With the Denver Broncos and Green Bay Packers tied at 17 nearing
the end of the third quarter, Denver quarterback John Elway rolls
right on third-and-6. He is hit near the first-down marker by LeRoy
Butler and Mark Prior, sending him “helicoptering” into
the air as he barely keeps the drive alive. Broncos running back
Terrell Davis puts Elway and Co. in front with a touchdown two
plays later. The lead will hold up in Denver’s 31-24 win,
giving the aging quarterback and his franchise their first
championship.

10. Hands of Lead, Super Bowl XIII (1979)

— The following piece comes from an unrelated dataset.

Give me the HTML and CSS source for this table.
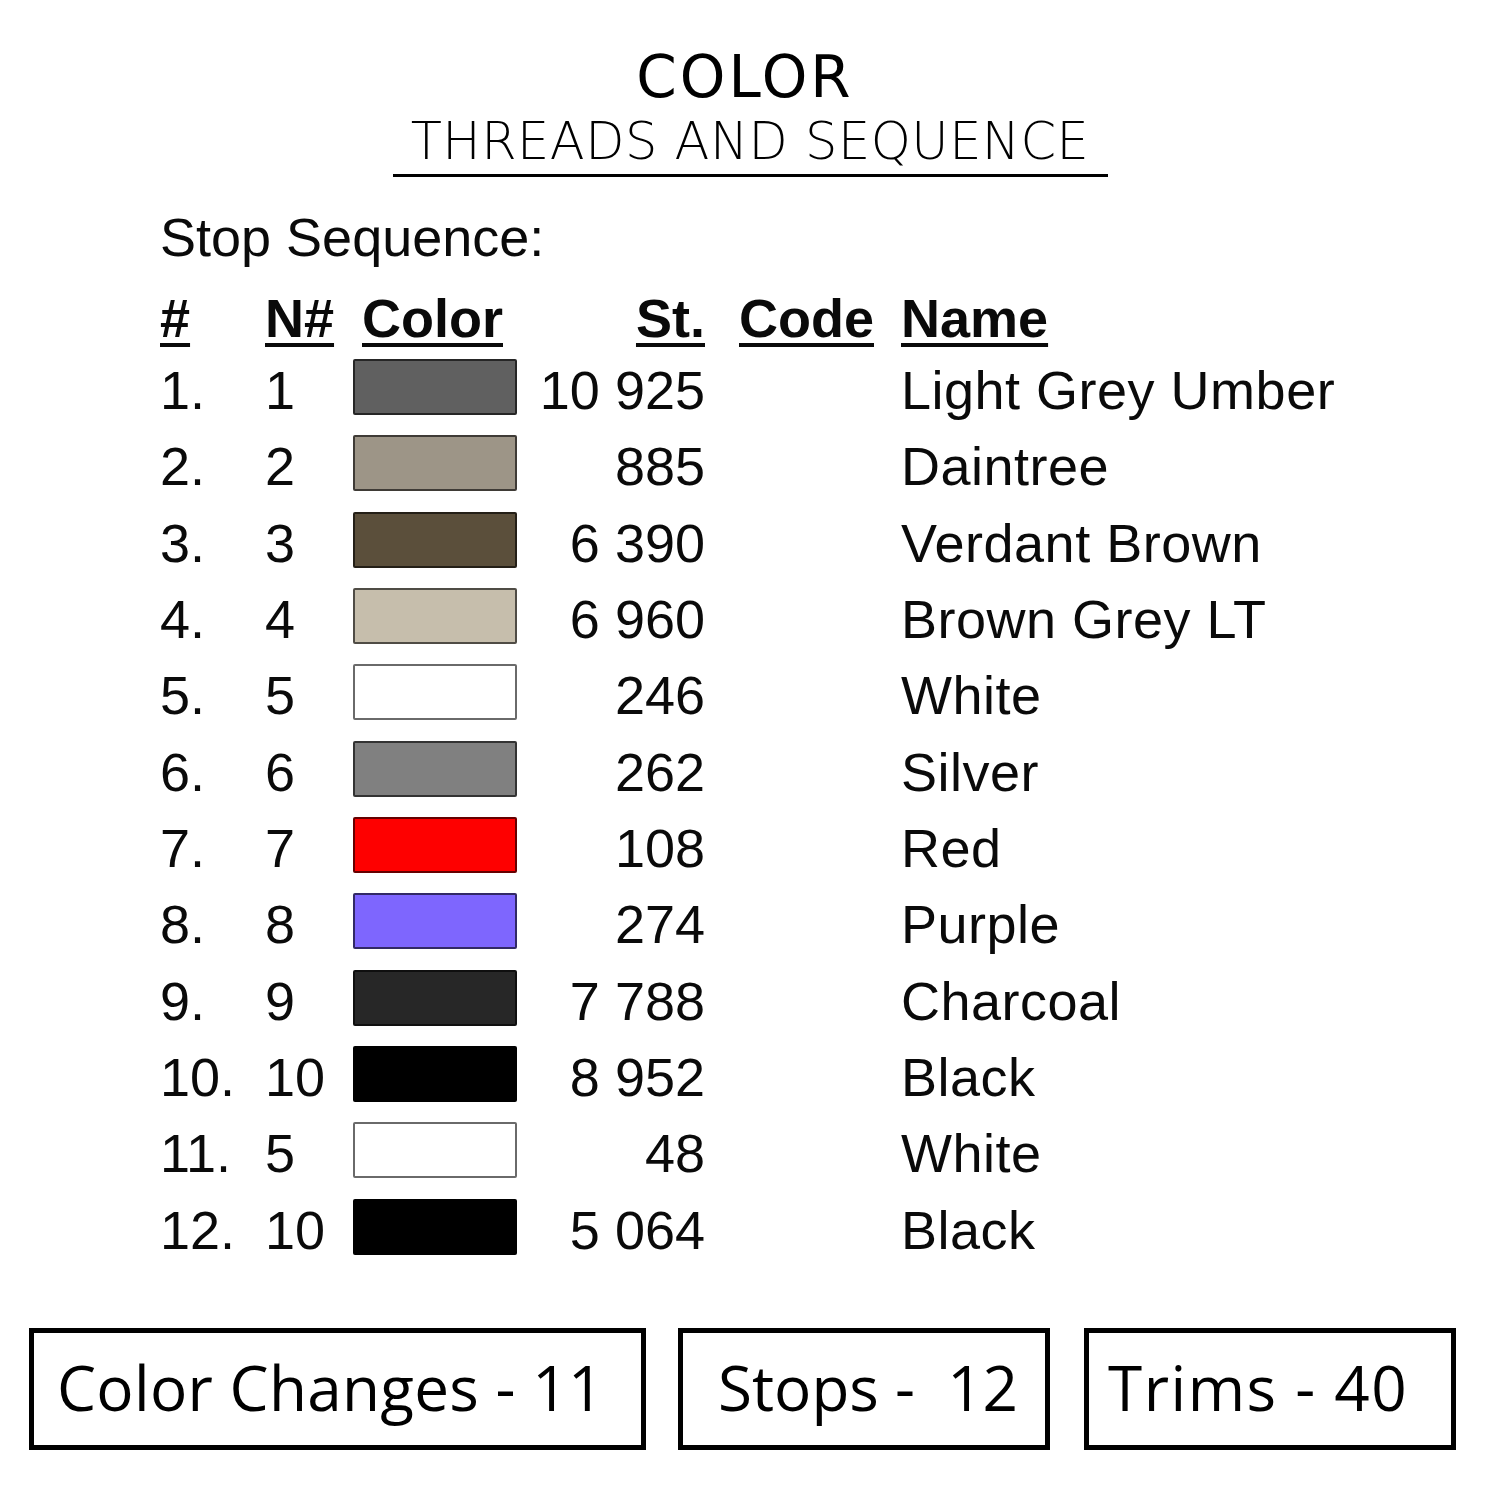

Aging Dallas Cowboys tight end Jackie Smith, wide open in the
end zone during the third quarter, lets a perfect touchdown pass
from Roger Staubach slip through his hands against the Pittsburgh
Steelers. The Cowboys kick a field goal and ultimately lose by
four, 35-31, leaving the Dallas faithful to wonder about what might
have been.

9. As Graceful as a Swann, Super Bowl X (1976)

Pittsburgh Steelers receiver Lynn Swann puts together one of the
most remarkable individual performances of all time with four
spectacular catches for 161 yards and a touchdown. Swann, with his
elegant leaps, nimble sideline tip-toeing, over-the-shoulder grabs
and dramatic poise, plays an instrumental role in the 21-17
vanquishing of the Dallas Cowboys.

8. Perfection, Super Bowl VII (1973)

The Miami Dolphins cap their perfect 17-0 season with a 14-7
victory over the Washington Redskins in Los Angeles. A dominating
defense, behind safety Jake Scott’s MVP performance (two
interceptions), leads the Dolphins to glory and a record that has
never been equaled. The University of Michigan Marching Band
performs during pre-game and halftime festivities.

7. The Fridge Gets Leftovers, Super Bowl XX (1986)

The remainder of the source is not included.